Post-press efficiency through bindery automation and finishing
Even when the pressroom runs flawlessly, poor post-press control can still undermine your efforts to reduce waste. Mis-trimmed booklets, cracked folds, and mis-collated sections transform good printed sheets into expensive waste. Bindery and finishing operations are often where manual handling and variability creep back into the process. Investing in automation and standardised set-up procedures can have an outsized impact on both quality and yield, especially as run lengths shrink and job variety grows.
Modern folding, stitching, and perfect-binding lines increasingly feature automated set-ups driven by job tickets or barcodes. By storing proven settings for common formats, you reduce the reliance on operator “feel” and shorten the time needed to reach stable production. Inline camera systems can verify sequence and integrity, catching missing or duplicated sections before they reach the pallet. This is similar to quality control at the press: early detection prevents entire pallets of finished goods from being rejected by the client. In many operations, bringing bindery under the same data-driven discipline as pre-press and press yields double-digit reductions in rework and remakes.
Finishing is also a prime area to tackle material waste directly. Optimised cutting patterns, accurate grain direction planning, and carefully chosen spine widths on perfect-bound work reduce offcuts and the need for multiple trim passes. Simple measures—such as standardising on a set of “house” formats that nest efficiently on your guillotines and folders—can reduce paper waste and set-up complexity simultaneously. When you combine these mechanical improvements with staff training and clear work instructions, post-press transforms from a frequent source of hidden waste into a reliable extension of your lean print production workflow.

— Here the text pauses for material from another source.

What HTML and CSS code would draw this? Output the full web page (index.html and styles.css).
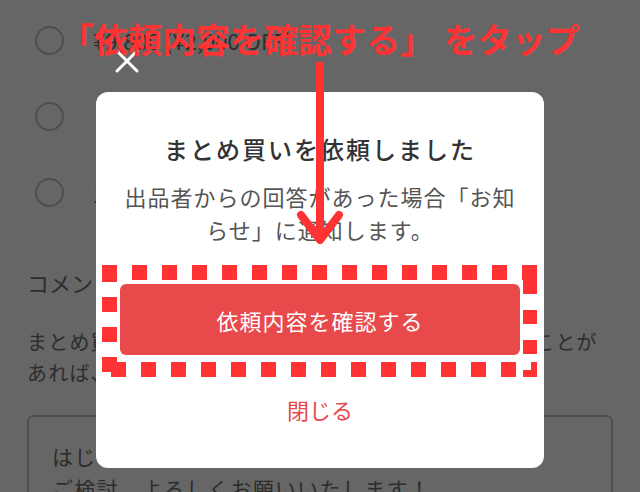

Continuous improvement methodologies: lean manufacturing in print facilities
Underlying all these technical measures is a broader mindset: continuous improvement. Lean manufacturing principles, long established in automotive and electronics, apply just as effectively in print production. At their core, these principles ask a simple question: which activities add value for the customer, and which are pure waste? Once you view every spoilage sheet, unnecessary move, and repeated adjustment through this lens, opportunities for improvement become much easier to spot. The challenge is embedding this thinking into daily routines rather than treating it as a one-off project.
Many successful printers begin with straightforward lean tools such as 5S (sort, set in order, shine, standardise, sustain) to bring order to press and bindery areas. Clear labelling, visual controls, and standardised tool locations reduce time wasted searching for the right items and minimise the risk of errors such as incorrect plates or tools being used. From there, techniques like value stream mapping help you see the entire print production workflow from quote to delivery, highlighting bottlenecks, queue times, and rework loops. When teams map these processes together, they often discover that a small change upstream—such as a revised proofing protocol—can eliminate significant waste downstream.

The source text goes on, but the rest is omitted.